Cal Poly kicked off the new academic year with commonsense adaptations to the coronavirus pandemic: a hybrid learning plan, postponed athletics competitions, and virtual events, among many other changes.
But a quieter campus doesn’t mean school spirit is gone. Even without the usual fall fanfare, the university’s largest and loudest league of supporters, Mustang Band, plays on — thanks to some creative modifications.
“Our leadership team has put in hundreds of hours of work to develop a plan that allows Mustang Band to meet in-person safely and continue to grow musically,” says Nick Waldron, Mustang Band director.
The band, which has more than 210 members, only learned they would be able to meet in person a few weeks before classes began. In order to practice together, they split into six sub-groups: four with equal instrumentation of brass and woodwinds, one featuring drumline and one with colorguard performers. These mini-bands, which practice both musical pieces and marching in formation, rotate between outdoor rehearsal spaces multiple times a week.
In any other year, the musicians bond during band camp in September, an intense week of instruction and rehearsal to prepare for fall sports and campus events. Without the typical fall schedule, band members have doubled down on efforts to welcome new Mustangs into the musical and social fold.
“Our biggest opportunity to foster community within the band happens during band camp, and I think a lot of our success depends on our community itself,” says Madi Glozer, Mustang Band’s chief executive officer and a fourth-year tuba player. “What we’re doing now acts as those first couple days of band camp spread over a few weeks.”
After the first week of rotating rehearsals, the band’s associate executive director Katherine Hanson says the magic was still there.
“It still felt like band, and I wasn’t sure that it was going to with all the changes this year,” said the third-year clarinet player and political science major. “But it still felt like this energy was there.”
The group takes necessary precautions during rehearsals: musicians maintain strict physical distancing; MERV-13 filtration material now adorns bell covers; and members wear special face coverings fitted with a small, closable hole that allows for the mouthpiece of their instrument. The band also has a detailed COVID-19 testing plan that screens members multiple times throughout the quarter via Campus Health and Wellbeing. The core leadership team of staff and students is tested weekly because they have more contact with the rotating mini-bands.
“We just had the first opportunity to play together, and I was living for it because I’ve been anticipating it for so long,” exclaims Glozer. “I think that’s my favorite thing about Mustang Band — I just love playing the music.

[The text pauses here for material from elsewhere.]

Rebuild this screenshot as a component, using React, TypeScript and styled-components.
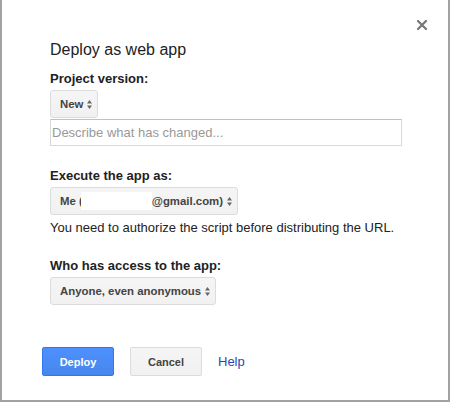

“Having an opportunity finally to do it safely and be in a group and play together has been the biggest thing pushing me through all of this.”
While on-campus rehearsals press on, dozens of band members participate virtually via Zoom. During music rehearsals, Hanson says she sets up her laptop near conductor Nick Waldron to ensure everyone practicing remotely can see and hear the instruction. Virtual players mute themselves to avoid any lag in the video feed, but can hear the rest of the band.
On the other side of Hanson’s screen are student musicians like Tomy Stankiewicz, who plays trumpet from his home the Bay Area. Now in his third year with Mustang Band, the architecture student is used to a packed fall schedule with six hours of weekly rehearsal on top of 12-hour Saturdays supporting home football games. At home, he has one hour of structured rehearsal per week with a lot more independent practice. The extra time means he can delve into a wealth of video and written guides the band’s drum majors crafted to keep technique sharp.
“I feel like I’m more eager to play at home,” says Stankiewicz. “I’m not in the middle of 50 other trumpets, so I can hear myself when I practice.”
Though Stankiewicz isn’t physically with the rest of the band, he still makes time to mentor new members of the brass section.
“I’m an upperclassman so I answer questions from the freshmen who are virtual,” he says. “They have questions about warmups or specific things that we do within our alma mater and fight songs.”
After rehearsals, members of the band find ways to connect and have fun. Stankiewicz says he stays motivated because his closest friends are playing with him, even if it’s from afar.
“We have this culture of hosting socials between sections or just band itself,” he says. “Trumpets get together, or we have a whole band movie night, or just a game night led by our music fraternity. I think that just comes with the community with band.”
Still, leaders of the band can’t help but think about what it will be like to have everyone back together and playing at full volume for the campus community. Conductor Nick Waldron says imagining that moment has helped him stay optimistic since March.
“When that moment comes for our first performance, I will be the proudest person at Cal Poly,” Waldron says. “So much of what we do in music is delayed gratification already — countless hours of practice for one moment — so all this feels like one big delay to a great performance.”